Para entrar em vigor, o acordo precisará ser aprovado pelo parlamento de todos os países envolvidos. A partir daí, o prazo para redução nas alíquotas deverá variar conforme cada setor econômico. O intervalo máximo é de 15 anos.
— A indústria brasileira é bastante fechada ao Exterior, mas terá tempo para se adaptar a mudanças necessárias — estima Behrends.
Em 2018, as exportações totais do Rio Grande do Sul à UE, que também contemplam os embarques da agropecuária, somaram US$ 4,1 bilhões, alta de 79,4% frente ao ano anterior. O resultado foi impulsionado por operação atípica — o registro de venda de plataforma no valor de US$ 1,5 bilhão.
A segunda principal mercadoria enviada à União Europeia no período foi farelo de soja, cujos embarques alcançaram US$ 720,5 milhões. Depois, apareceram fumo em folhas, com US$ 576,2 milhões, e celulose, com US$ 163,2 milhões. O levantamento é do Grupo de Pesquisa Competitividade e Economia Internacional da Unisinos, com base em dados do Ministério da Economia.
Um dos setores industriais que demonstram otimismo com o acordo comercial é o moveleiro. A avaliação positiva está ancorada no fato de o segmento já ter experiência de vendas à União Europeia. Presidente da Associação das Indústrias de Móveis do Estado (Movergs), Rogério Francio sublinha que 16% das exportações do segmento são destinadas a países do bloco.
— Temos bom relacionamento com a comunidade europeia. Com a redução nas tarifas, seremos ainda mais competitivos — projeta Francio.
Analistas frisam que, na comparação com a indústria, a agropecuária gaúcha — e brasileira — tem maior competitividade no cenário externo. Economista-chefe do Sistema da Federação da Agricultura do Estado (Farsul), Antônio da Luz menciona que, apesar de ainda não ter sido totalmente detalhado, o acordo comercial pode estimular as vendas de produtos do campo como proteína animal, arroz e milho:
— Hoje, temos tributação sobre esses itens, série de barreiras comerciais e cotas por lá. Ainda não conhecemos os microdetalhes do acordo, mas acreditamos que os efeitos poderão ser amplamente positivos.
Setor vitivinícola enfrenta maior risco de perdas com negociação
Ao mesmo tempo em que abre janela para alta nas exportações do Estado, o acordo comercial tende a estimular o desembarque de mais produtos europeus no mercado gaúcho. Em 2018, o Rio Grande do Sul importou US$ 1,6 bilhão em mercadorias da União Europeia (UE), avanço de 8,4% frente a 2017.
Professor da Unisinos, o economista Marcos Tadeu Caputi Lélis pondera que o resultado não contempla as mercadorias adquiridas por importadores de outros Estados e, em seguida, repassadas ao Rio Grande do Sul.
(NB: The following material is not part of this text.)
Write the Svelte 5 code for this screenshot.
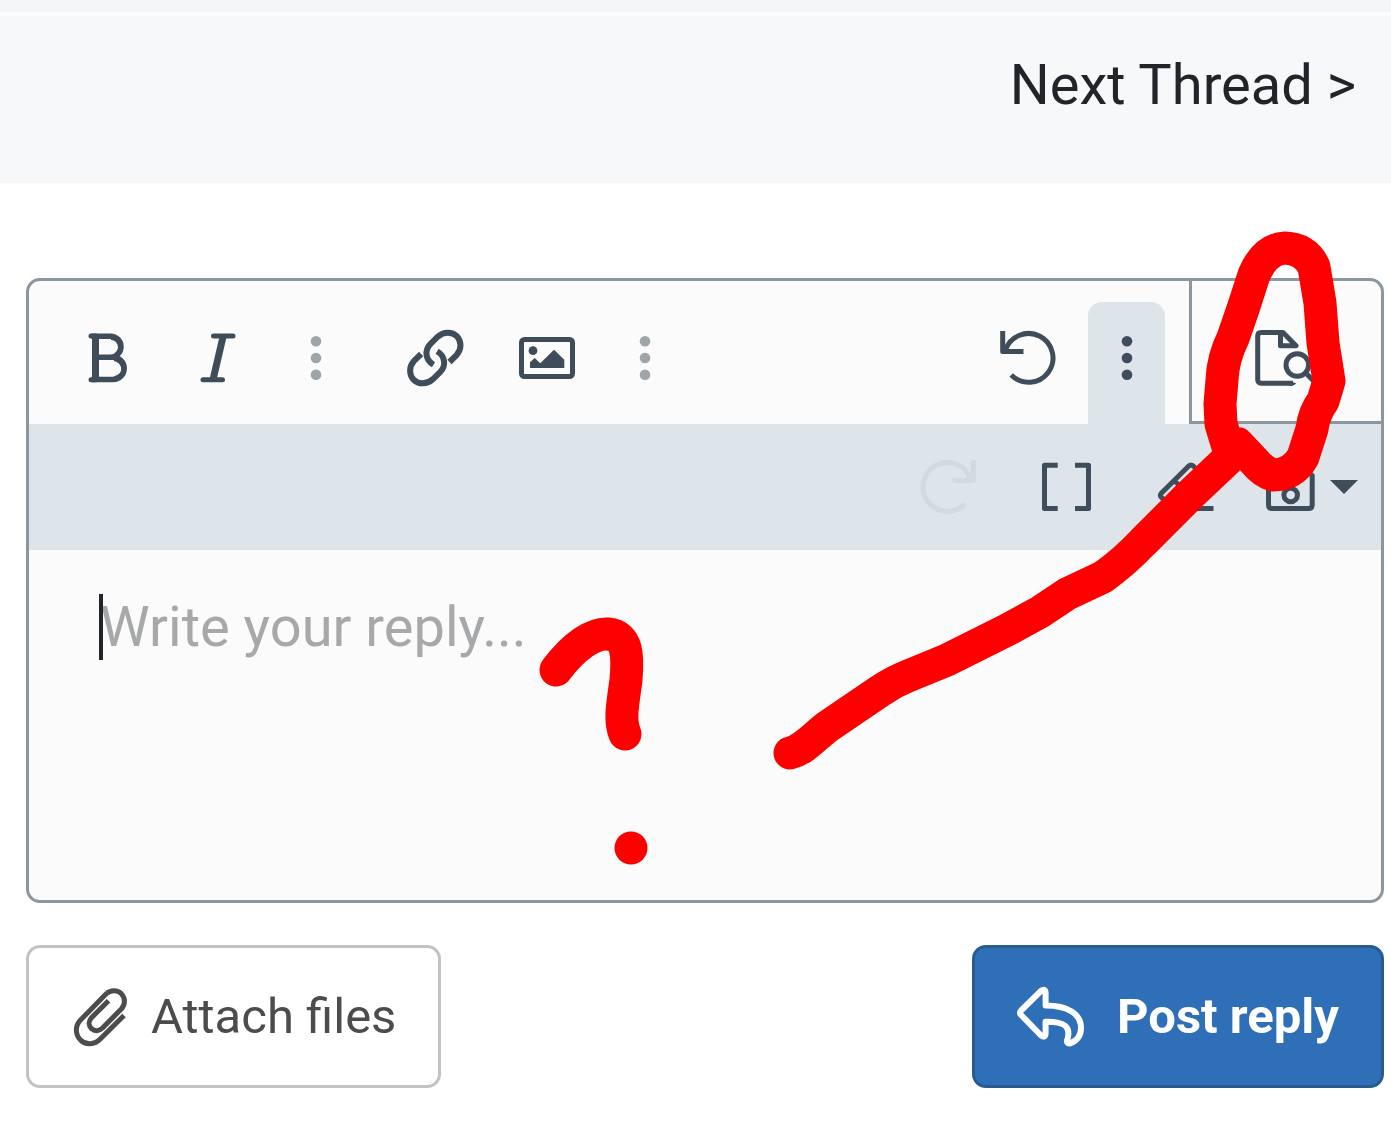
<script>
  let reply = $state('');
</script>

<div class="page">
  <header>
    <nav><a href="#next">Next Thread &gt;</a></nav>
  </header>

  <form onsubmit={(e) => e.preventDefault()}>
    <div class="editor">
      <div class="toolbar">
        <div class="group">
          <button type="button" class="tool" aria-label="Bold">
            <svg viewBox="0 0 64 64" class="icon"><path stroke-width="7" d="M21.5 10V54" /><path stroke-width="5.5" d="M17.5 10.2H36.5a10.5 10.5 0 0 1 0 21H21.5M36.5 31.2h2.500a11.2 11.2 0 0 1 0 22.4H17.5" /><path stroke-width="2" d="M37 13a8 8 0 0 1 8 8a8 8 0 0 1 -4 7M40 34a10 10 0 0 1 8.500 9a9 9 0 0 1 -8 8" /><path stroke-width="5" stroke-linecap="round" d="M17 10H22M17 53.7H22" /></svg>
          </button>
          <button type="button" class="tool" aria-label="Italic">
            <svg viewBox="0 0 64 64" class="icon"><path stroke-width="5" stroke-linecap="round" d="M27.5 10H47M17 53.7H36.5" /><path stroke-width="7" d="M37.2 10L27 53.7" /></svg>
          </button>
          <button type="button" class="tool more muted" aria-label="More text options">
            <svg viewBox="0 0 64 64" class="icon solid"><circle cx="32" cy="15.3" r="5.3" /><circle cx="32" cy="32" r="5.3" /><circle cx="32" cy="48.7" r="5.3" /></svg>
          </button>
        </div>
        <div class="group">
          <button type="button" class="tool" aria-label="Insert link">
            <svg viewBox="0 0 64 64" class="icon" stroke-width="6">
              <path d="M30.5 38.8C22.5 34 21 24.5 27.5 17.8L34.8 10.7C40.5 5.4 49 5.4 53.8 10.2C58.7 15.2 58.7 23.3 53.8 28.8L46.5 36" />
              <path d="M34.1 25.2C42.1 30 43.6 39.5 37.1 46.2L29.8 53.3C24.1 58.6 15.6 58.6 10.8 53.8C5.9 48.8 5.9 40.7 10.8 35.2L18.1 28" />
            </svg>
          </button>
          <button type="button" class="tool" aria-label="Insert image">
            <svg viewBox="0 0 64 64" class="icon"><rect x="6.5" y="13.5" width="51" height="37" rx="3" stroke-width="5" /><g class="solid"><circle cx="18" cy="24.7" r="4.4" /><path d="M15 42V36.3L19.7 32L25.3 37.3L39 23.7L49.3 33.7V42Z" /></g></svg>
          </button>
          <button type="button" class="tool more muted" aria-label="More insert options">
            <svg viewBox="0 0 64 64" class="icon solid"><circle cx="32" cy="15.3" r="5.3" /><circle cx="32" cy="32" r="5.3" /><circle cx="32" cy="48.7" r="5.3" /></svg>
          </button>
        </div>
        <div class="group end">
          <button type="button" class="tool" aria-label="Undo">
            <svg viewBox="0 0 64 64" class="icon" stroke-width="5"><path d="M9.5 24A24.4 24.4 0 1 1 15.2 49" /><path d="M6.7 5V25.5H27.5" /></svg>
          </button>
          <button type="button" class="tool open" aria-label="More options" aria-expanded="true">
            <svg viewBox="0 0 64 64" class="icon solid"><circle cx="32" cy="15.3" r="5.3" /><circle cx="32" cy="32" r="5.3" /><circle cx="32" cy="48.7" r="5.3" /></svg>
          </button>
        </div>
        <button type="button" class="preview" aria-label="Preview">
          <svg viewBox="0 0 64 64" class="icon" stroke-width="5"><path d="M38 57.2H6.2Q2.7 57.2 2.7 53.7V10Q2.7 6.5 6.2 6.5H28L41 19.8H25.5V6.5" /><path class="solid" d="M34 54.7C37 56 39 56.6 41 57C40.200 59 39 59.700 34 59.700Z" /><circle cx="42.3" cy="39" r="11.3" /><path d="M50.5 46.7L62 58.5" /></svg>
        </button>
      </div>

      <div class="drawer">
        <button type="button" class="tool" aria-label="Redo" disabled>
          <svg viewBox="0 0 64 64" class="icon" stroke-width="5"><path d="M54.5 24A24.4 24.4 0 1 0 48.8 49" /><path d="M57.3 5V25.5H36.5" /></svg>
        </button>
        <button type="button" class="tool" aria-label="Toggle BB code">
          <svg viewBox="0 0 64 64" class="icon" stroke-width="5"><path d="M22.7 10.2H9.5V53.5H22.7M40 10.2H53.5V53.5H40" /></svg>
        </button>
        <button type="button" class="tool" aria-label="Remove formatting">
          <svg viewBox="0 0 64 64" class="icon" stroke-width="5"><path d="M59.5 53.5H21L7.5 42.5Q5.5 40.5 7.5 38L34.5 11.2Q37 9 39.5 11.2L55.5 27.2Q57.5 29.5 55.5 32L34 53.5M20 25.5L42.5 46" /></svg>
        </button>
        <button type="button" class="drafts" aria-label="Drafts">
          <svg viewBox="0 0 56 56" class="disk" stroke-width="5"><path d="M9 6.5H39L49.2 16.5V46Q49.2 49.5 45.7 49.5H9Q5.5 49.5 5.5 46V10Q5.5 6.5 9 6.5ZM15 6.5V19H37V6.5" /><circle cx="27.7" cy="36" r="6.8" /></svg>
          <svg viewBox="0 0 28 14" class="arrow solid"><path d="M0 0H28L14 14Z" /></svg>
        </button>
      </div>

      <div class="writing">
        <textarea aria-label="Reply" placeholder="Write your reply..." bind:value={reply}></textarea>
        <span class="cursor"></span>
      </div>
    </div>

    <div class="actions">
      <button type="button" class="attach">
        <svg viewBox="0 0 56 64" class="clip" stroke-width="5"><path d="M51 30.5L27.5 53.8C21.5 60.2 12.5 60.2 7.5 55C2 49.5 2 41 7.3 35.3L33 9C37.5 4.6 44.5 4.6 48.3 8.6C52.5 13 52.5 19.5 48.3 24L29.5 43C26 46.3 21.5 46.5 18.5 43.7C15.3 40.500 15.3 36 18.5 32.7L35.5 15.7" /></svg>
        Attach files
      </button>
      <button type="submit" class="post">
        <svg viewBox="0 0 68 64" class="back" stroke-width="6"><path d="M4.1 25.5L24 5.8Q28.6 2.8 28.6 8V20.5C51 20.5 64 29 64 43C64 51 59 56 53.5 58.3C50.5 59 49 57 50.5 54C54 42 48 36.5 28.6 36.8V48Q28.6 53.5 24 50.5L4.1 30Q2 27.7 4.1 25.5Z" /></svg>
        Post reply
      </button>
    </div>
  </form>

  <svg class="ink" viewBox="0 0 1391 1142" aria-hidden="true">
    <path d="M556 670C574 646 593 633 608 634C628 636 628 656 626 680C623 703 619 720 625 734" />
    <path d="M631 848h0" />
    <path d="M790 753C803 750 812 739 827 727L880 691Q893 682 908 676L947 660L1007 630L1040 612L1067 594L1103 577Q1124 562 1143 542L1190 495L1228 459" />
    <path d="M1221 424L1220 404L1222 380Q1223 358 1233 338L1243 309L1254 275Q1265 249 1285 248Q1306 249 1314 267L1320 303L1323 343L1329 381L1323 401Q1314 413 1312 429L1303 457Q1293 475 1273 475Q1263 472 1254 461L1238 444L1228 447L1221 424" />
  </svg>
</div>

<style>
  :global(body) {
    margin: 0;
    background: #fff;
  }

  .page {
    position: relative;
    overflow: hidden;
    font-family: Roboto, "Liberation Sans", sans-serif;
    color: #212529;
  }

  header {
    border-top: 12px solid #f4f6f8;
    background: #f6f8fa;
  }

  nav {
    display: flex;
    justify-content: flex-end;
    padding: 27px 35px 56px;
    border-top: 4px solid #f9fbfc;
  }

  nav a {
    color: #212529;
    font-size: 56px;
    line-height: 84px;
    text-decoration: none;
  }

  form {
    padding: 95px 7px 54px 26px;
  }

  button {
    box-sizing: border-box;
    margin: 0;
    padding: 0;
    border: 0;
    background: none;
    color: #3f4c5a;
    font: inherit;
    cursor: pointer;
  }

  svg {
    display: block;
    flex: none;
    fill: none;
    stroke: currentColor;
    stroke-linejoin: round;
  }

  .solid {
    fill: currentColor;
    stroke: none;
  }

  .icon {
    width: 64px;
    height: 64px;
  }

  .editor {
    overflow: hidden;
    border: 3px solid #8b969f;
    border-radius: 14px;
    background: #fbfbfb;
  }

  .toolbar {
    display: flex;
    height: 143px;
    padding-left: 21px;
  }

  .group {
    display: flex;
    padding-top: 21px;
    margin-right: 21px;
  }

  .end {
    gap: 4px;
    margin: 0 24px 0 auto;
  }

  .tool {
    display: flex;
    align-items: center;
    justify-content: center;
    width: 112px;
    height: 112px;
  }

  .more {
    width: 84px;
  }

  .muted {
    color: #9ea4a8;
  }

  .open {
    width: 77px;
    height: 122px;
    padding-bottom: 10px;
    border-radius: 14px 14px 0 0;
    background: #dde4ea;
  }

  .preview {
    display: flex;
    align-items: center;
    justify-content: center;
    width: 192px;
    padding-top: 14px;
    border-bottom: 3px solid #8b969f;
    border-left: 3px solid #8b969f;
  }

  .drawer {
    display: flex;
    align-items: center;
    justify-content: flex-end;
    gap: 7px;
    height: 126px;
    padding-right: 7px;
    background: #dde4ea;
  }

  .tool:disabled {
    color: #d3d9df;
  }

  .drafts {
    display: flex;
    align-items: center;
    gap: 11px;
    height: 112px;
    padding: 0 16px 0 14px;
  }

  .disk {
    width: 56px;
    height: 56px;
  }

  .arrow {
    width: 28px;
    height: 14px;
  }

  .writing {
    position: relative;
  }

  textarea {
    display: block;
    box-sizing: border-box;
    width: 100%;
    height: 350px;
    padding: 44px 71px;
    border: 0;
    outline: 0;
    resize: none;
    background: none;
    color: #212529;
    font: inherit;
    font-size: 56px;
    line-height: 66px;
  }

  textarea::placeholder {
    color: #a6a8aa;
    opacity: 1;
  }

  .cursor {
    position: absolute;
    top: 44px;
    left: 70px;
    width: 4px;
    height: 66px;
    background: #212529;
  }

  .actions {
    display: flex;
    justify-content: space-between;
    margin-top: 42px;
  }

  .attach,
  .post {
    display: flex;
    align-items: center;
    height: 143px;
    border: 3px solid #c2c2c2;
    border-radius: 14px;
    font-size: 49px;
  }

  .attach {
    gap: 22px;
    padding: 0 42px 0 44px;
    color: #4c4c4c;
  }

  .post {
    gap: 32px;
    padding: 0 42px;
    border-color: #285c8f;
    background: #2e6fb7;
    color: #fff;
    font-weight: 700;
  }

  .clip {
    width: 56px;
    height: 64px;
  }

  .back {
    width: 68px;
    height: 64px;
  }

  .ink {
    position: absolute;
    top: 0;
    right: 0;
    width: 1391px;
    height: 1142px;
    stroke: #f00;
    stroke-width: 33px;
    stroke-linecap: round;
    pointer-events: none;
  }
</style>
Por isso, chama atenção para o recorte nacional. Em 2018, as importações brasileiras de produtos da União Europeia chegaram a US$ 34,8 bilhões, alta de 8,4%, com destaque para itens farmacêuticos (US$ 3,9 bilhões).
— A agropecuária brasileira é bem competitiva, mas há setores da indústria que podem ter problemas no acordo entre Mercosul e União Europeia. Entre eles estão o farmacêutico e o de autopeças — comenta Lélis.
O economista acrescenta que, no caso do Rio Grande do Sul, um dos temores é de que o setor vitivinícola amargue perdas com a eventual entrada de mais vinhos e espumantes europeus. O Instituto Brasileiro do Vinho (Ibravin) confirma a preocupação. Presidente da entidade, Oscar Ló diz que o setor está em tratativas com o governo Jair Bolsonaro para amenizar possíveis impactos negativos.
— Os vinhos nacionais têm alta carga tributária. A União Europeia subsidia muito a produção local. O governo nos chamou para conversar e indicou que está disposto a adotar medidas compensatórias. Estamos vendo o que pode ser feito, desde linhas de financiamento e apoio a seguro agrícola até a eventual criação de um fundo para o setor — relata o presidente.